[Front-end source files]
◇ ◇ ◇ ◇ ◇

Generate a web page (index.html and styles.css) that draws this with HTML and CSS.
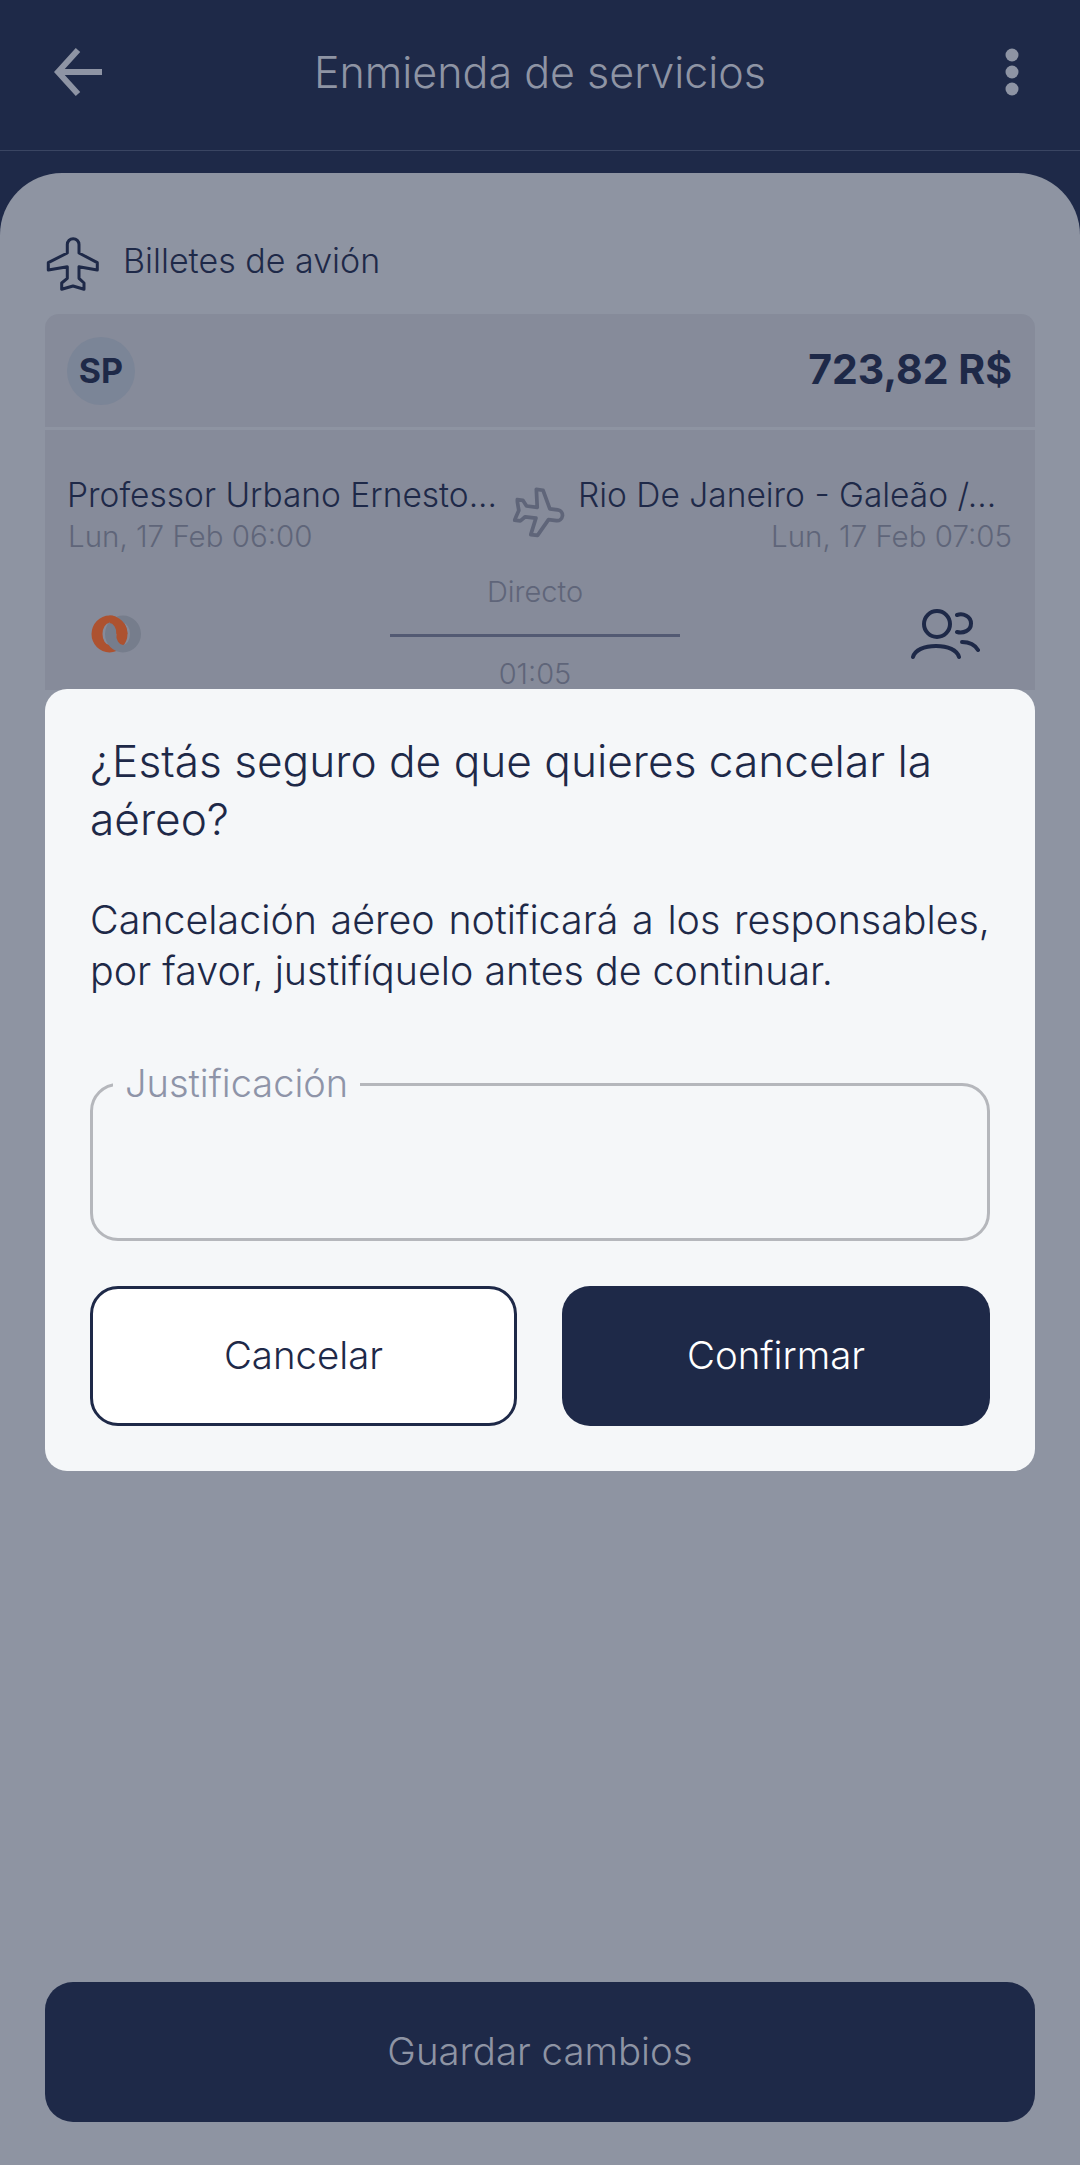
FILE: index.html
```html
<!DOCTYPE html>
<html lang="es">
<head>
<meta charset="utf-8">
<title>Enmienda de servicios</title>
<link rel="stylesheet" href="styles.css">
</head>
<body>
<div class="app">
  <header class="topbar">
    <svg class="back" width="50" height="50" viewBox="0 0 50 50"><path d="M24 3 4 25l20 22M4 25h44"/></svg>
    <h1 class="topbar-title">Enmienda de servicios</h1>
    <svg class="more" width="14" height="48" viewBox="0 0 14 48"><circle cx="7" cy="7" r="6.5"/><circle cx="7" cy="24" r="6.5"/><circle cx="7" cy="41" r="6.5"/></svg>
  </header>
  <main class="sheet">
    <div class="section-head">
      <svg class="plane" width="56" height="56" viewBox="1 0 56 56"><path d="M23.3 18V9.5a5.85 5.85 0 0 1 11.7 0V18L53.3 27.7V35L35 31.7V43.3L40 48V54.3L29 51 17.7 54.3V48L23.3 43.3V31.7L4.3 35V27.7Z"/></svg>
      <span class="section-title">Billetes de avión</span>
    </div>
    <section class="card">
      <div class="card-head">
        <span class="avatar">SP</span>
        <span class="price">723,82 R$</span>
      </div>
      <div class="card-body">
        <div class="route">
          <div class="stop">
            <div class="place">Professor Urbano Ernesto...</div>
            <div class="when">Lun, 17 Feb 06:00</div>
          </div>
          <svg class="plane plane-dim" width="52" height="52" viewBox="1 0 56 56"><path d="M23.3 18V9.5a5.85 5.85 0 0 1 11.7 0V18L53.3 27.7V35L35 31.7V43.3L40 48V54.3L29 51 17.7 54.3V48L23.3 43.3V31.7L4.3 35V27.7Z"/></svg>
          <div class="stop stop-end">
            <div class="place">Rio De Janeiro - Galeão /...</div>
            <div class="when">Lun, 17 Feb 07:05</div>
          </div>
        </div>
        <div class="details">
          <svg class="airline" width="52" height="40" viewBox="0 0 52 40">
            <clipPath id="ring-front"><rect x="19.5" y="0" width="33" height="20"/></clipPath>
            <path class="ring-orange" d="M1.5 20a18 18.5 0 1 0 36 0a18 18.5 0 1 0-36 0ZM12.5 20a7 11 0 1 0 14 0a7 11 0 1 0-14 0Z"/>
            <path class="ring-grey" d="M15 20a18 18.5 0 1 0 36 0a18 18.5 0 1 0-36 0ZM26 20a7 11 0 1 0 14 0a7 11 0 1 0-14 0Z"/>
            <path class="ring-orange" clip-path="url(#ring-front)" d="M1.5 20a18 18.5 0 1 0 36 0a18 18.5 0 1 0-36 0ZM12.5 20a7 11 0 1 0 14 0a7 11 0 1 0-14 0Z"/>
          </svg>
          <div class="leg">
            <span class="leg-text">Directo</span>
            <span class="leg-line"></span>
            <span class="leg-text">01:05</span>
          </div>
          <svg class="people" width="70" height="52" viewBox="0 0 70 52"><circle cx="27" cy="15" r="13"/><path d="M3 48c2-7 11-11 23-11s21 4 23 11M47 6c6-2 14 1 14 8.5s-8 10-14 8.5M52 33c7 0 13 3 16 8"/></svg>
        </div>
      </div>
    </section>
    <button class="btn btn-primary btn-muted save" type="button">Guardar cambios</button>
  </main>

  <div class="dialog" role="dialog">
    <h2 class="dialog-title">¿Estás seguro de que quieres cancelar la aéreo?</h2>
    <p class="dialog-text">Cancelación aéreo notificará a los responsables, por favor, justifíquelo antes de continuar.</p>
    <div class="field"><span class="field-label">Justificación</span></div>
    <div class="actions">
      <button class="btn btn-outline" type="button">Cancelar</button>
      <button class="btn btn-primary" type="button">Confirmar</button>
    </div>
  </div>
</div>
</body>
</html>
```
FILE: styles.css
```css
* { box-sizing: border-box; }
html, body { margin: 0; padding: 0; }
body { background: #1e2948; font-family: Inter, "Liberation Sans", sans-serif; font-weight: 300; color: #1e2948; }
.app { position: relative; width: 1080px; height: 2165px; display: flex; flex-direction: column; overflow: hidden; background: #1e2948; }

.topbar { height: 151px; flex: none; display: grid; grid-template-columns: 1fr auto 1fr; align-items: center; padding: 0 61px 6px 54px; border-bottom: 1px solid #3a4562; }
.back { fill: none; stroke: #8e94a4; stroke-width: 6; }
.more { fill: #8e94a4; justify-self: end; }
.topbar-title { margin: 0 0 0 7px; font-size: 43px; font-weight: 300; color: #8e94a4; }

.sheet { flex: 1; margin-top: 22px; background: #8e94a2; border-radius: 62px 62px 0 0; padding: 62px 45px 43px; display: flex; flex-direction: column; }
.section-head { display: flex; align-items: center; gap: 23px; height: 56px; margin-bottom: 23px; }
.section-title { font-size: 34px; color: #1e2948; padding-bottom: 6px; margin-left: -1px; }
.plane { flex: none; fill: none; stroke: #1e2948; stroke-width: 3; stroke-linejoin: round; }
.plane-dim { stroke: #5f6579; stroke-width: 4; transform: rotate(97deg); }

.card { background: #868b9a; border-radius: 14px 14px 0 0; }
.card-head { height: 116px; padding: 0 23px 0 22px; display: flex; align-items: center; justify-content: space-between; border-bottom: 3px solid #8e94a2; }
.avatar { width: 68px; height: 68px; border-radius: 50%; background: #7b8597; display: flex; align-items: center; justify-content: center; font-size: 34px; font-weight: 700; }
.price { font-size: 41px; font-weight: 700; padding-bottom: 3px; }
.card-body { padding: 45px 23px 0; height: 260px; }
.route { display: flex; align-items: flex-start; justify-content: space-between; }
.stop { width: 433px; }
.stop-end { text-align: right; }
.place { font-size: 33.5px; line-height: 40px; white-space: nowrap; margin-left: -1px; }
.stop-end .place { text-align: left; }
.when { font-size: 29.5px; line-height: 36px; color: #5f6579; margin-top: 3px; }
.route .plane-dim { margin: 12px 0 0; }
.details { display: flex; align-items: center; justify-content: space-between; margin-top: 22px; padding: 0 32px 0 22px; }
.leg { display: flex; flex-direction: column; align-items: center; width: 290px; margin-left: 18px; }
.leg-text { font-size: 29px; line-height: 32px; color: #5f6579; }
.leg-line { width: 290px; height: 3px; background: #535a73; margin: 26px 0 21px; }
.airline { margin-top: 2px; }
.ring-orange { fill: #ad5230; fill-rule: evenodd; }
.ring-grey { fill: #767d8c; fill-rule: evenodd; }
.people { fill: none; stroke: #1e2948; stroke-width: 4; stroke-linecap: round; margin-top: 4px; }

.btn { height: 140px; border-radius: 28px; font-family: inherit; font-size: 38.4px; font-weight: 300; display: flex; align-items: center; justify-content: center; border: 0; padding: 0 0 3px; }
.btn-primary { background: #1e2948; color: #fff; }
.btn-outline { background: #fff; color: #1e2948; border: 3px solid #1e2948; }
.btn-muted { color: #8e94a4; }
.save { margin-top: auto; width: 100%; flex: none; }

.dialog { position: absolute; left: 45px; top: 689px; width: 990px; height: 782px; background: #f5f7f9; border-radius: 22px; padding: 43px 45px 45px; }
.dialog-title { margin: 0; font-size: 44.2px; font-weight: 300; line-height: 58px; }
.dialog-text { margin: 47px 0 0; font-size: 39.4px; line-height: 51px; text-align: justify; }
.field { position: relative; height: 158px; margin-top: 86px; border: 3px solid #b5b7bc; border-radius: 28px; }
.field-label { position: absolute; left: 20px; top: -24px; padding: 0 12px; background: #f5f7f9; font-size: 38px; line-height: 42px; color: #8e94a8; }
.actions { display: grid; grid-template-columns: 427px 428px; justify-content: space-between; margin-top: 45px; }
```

◇ ◇ ◇ ◇ ◇

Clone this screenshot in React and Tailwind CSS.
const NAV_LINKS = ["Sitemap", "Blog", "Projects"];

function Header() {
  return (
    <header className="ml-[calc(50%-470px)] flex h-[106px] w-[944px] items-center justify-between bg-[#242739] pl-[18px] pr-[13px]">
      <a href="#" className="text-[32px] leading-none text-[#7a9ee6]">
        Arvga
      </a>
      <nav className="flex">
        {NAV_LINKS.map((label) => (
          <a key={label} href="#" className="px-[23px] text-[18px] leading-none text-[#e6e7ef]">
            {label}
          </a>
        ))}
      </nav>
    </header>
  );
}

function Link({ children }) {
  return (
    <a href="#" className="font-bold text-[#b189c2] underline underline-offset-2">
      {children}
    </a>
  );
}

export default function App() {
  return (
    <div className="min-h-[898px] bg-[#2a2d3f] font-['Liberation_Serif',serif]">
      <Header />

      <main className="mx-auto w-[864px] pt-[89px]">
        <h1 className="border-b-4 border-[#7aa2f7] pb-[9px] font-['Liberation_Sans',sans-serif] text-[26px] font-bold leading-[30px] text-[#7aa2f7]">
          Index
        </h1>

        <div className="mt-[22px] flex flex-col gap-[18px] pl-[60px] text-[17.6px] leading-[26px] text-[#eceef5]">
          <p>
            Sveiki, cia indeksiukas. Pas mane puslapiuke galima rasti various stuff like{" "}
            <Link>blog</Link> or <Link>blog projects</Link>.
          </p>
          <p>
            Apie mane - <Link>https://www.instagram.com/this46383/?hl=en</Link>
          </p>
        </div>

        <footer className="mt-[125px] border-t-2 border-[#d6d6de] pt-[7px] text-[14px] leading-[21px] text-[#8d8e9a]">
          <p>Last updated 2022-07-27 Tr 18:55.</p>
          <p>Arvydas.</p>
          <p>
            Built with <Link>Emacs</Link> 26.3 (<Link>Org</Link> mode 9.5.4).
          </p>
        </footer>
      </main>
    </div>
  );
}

◇ ◇ ◇ ◇ ◇

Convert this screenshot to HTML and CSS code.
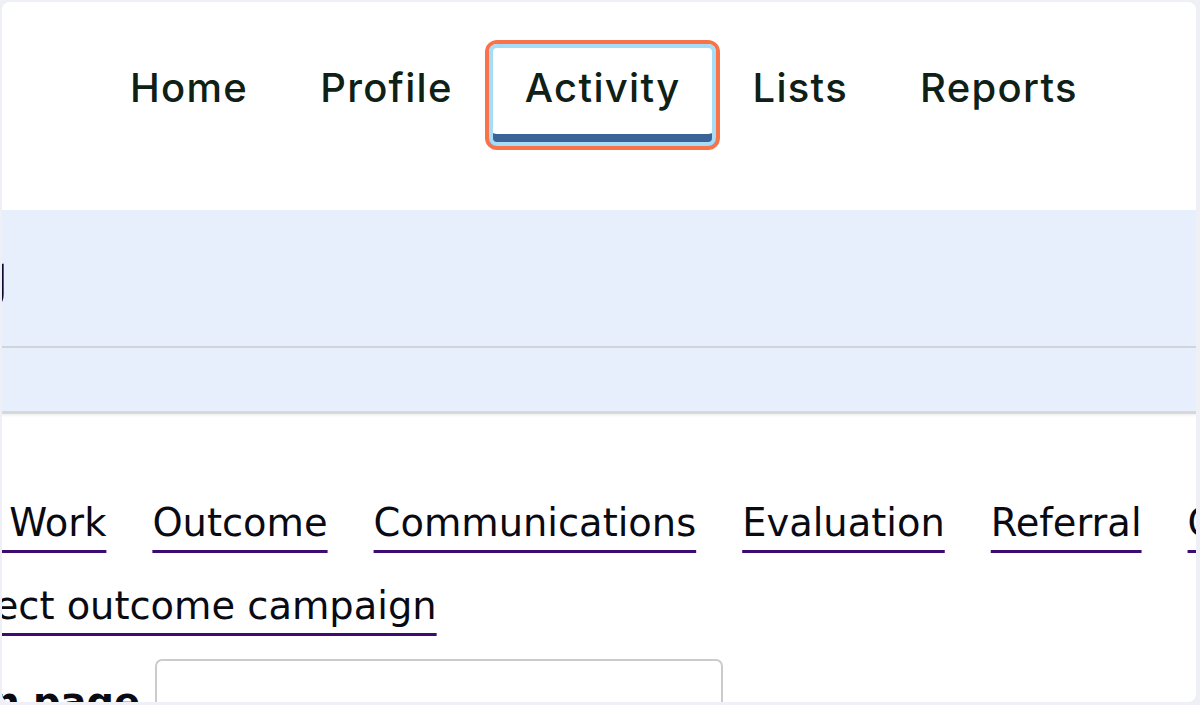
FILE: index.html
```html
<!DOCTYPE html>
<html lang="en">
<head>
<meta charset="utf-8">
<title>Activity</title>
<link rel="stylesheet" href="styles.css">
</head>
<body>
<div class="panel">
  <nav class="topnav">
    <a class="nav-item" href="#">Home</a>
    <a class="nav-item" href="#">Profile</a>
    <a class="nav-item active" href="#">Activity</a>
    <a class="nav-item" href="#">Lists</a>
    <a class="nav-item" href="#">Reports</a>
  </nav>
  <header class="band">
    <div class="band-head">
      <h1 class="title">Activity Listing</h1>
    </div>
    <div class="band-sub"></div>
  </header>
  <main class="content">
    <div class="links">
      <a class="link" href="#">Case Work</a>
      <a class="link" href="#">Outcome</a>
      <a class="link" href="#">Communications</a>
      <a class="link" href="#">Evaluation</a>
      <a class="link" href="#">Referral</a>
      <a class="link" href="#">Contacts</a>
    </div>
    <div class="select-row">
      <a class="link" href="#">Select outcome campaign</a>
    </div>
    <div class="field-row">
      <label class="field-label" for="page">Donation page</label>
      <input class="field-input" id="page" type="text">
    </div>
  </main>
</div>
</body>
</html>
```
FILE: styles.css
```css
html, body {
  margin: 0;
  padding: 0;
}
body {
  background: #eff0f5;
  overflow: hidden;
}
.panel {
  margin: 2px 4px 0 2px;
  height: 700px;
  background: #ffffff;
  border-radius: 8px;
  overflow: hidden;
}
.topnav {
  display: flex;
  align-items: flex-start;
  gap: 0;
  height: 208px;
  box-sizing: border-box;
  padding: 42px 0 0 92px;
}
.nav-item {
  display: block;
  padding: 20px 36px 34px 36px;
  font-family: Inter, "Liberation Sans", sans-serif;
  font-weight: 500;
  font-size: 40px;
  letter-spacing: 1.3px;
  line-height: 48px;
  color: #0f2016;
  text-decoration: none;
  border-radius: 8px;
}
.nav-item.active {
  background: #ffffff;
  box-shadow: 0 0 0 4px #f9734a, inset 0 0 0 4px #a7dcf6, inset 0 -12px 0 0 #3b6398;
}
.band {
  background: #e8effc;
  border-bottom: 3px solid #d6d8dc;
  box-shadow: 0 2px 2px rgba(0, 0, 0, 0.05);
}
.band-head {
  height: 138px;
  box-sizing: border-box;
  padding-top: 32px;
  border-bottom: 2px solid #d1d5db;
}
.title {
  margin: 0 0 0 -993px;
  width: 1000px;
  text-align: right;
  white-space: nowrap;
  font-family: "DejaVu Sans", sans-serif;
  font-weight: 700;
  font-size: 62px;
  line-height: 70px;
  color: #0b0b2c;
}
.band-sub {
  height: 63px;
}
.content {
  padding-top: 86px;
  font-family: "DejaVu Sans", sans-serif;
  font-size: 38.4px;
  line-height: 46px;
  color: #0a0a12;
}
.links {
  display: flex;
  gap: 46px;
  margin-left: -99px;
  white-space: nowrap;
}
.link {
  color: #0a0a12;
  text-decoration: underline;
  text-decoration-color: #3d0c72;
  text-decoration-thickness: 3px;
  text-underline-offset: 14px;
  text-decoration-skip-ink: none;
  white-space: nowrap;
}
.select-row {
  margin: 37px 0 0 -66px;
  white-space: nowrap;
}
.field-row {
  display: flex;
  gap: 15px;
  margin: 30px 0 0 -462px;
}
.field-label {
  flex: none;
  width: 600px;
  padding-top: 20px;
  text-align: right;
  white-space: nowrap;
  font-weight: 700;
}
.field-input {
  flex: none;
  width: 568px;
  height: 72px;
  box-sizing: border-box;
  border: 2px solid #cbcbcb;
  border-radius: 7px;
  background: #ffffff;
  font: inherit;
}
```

◇ ◇ ◇ ◇ ◇

_Set exercise_
Report only how many lines in the entries contain "page".

_Reply_
3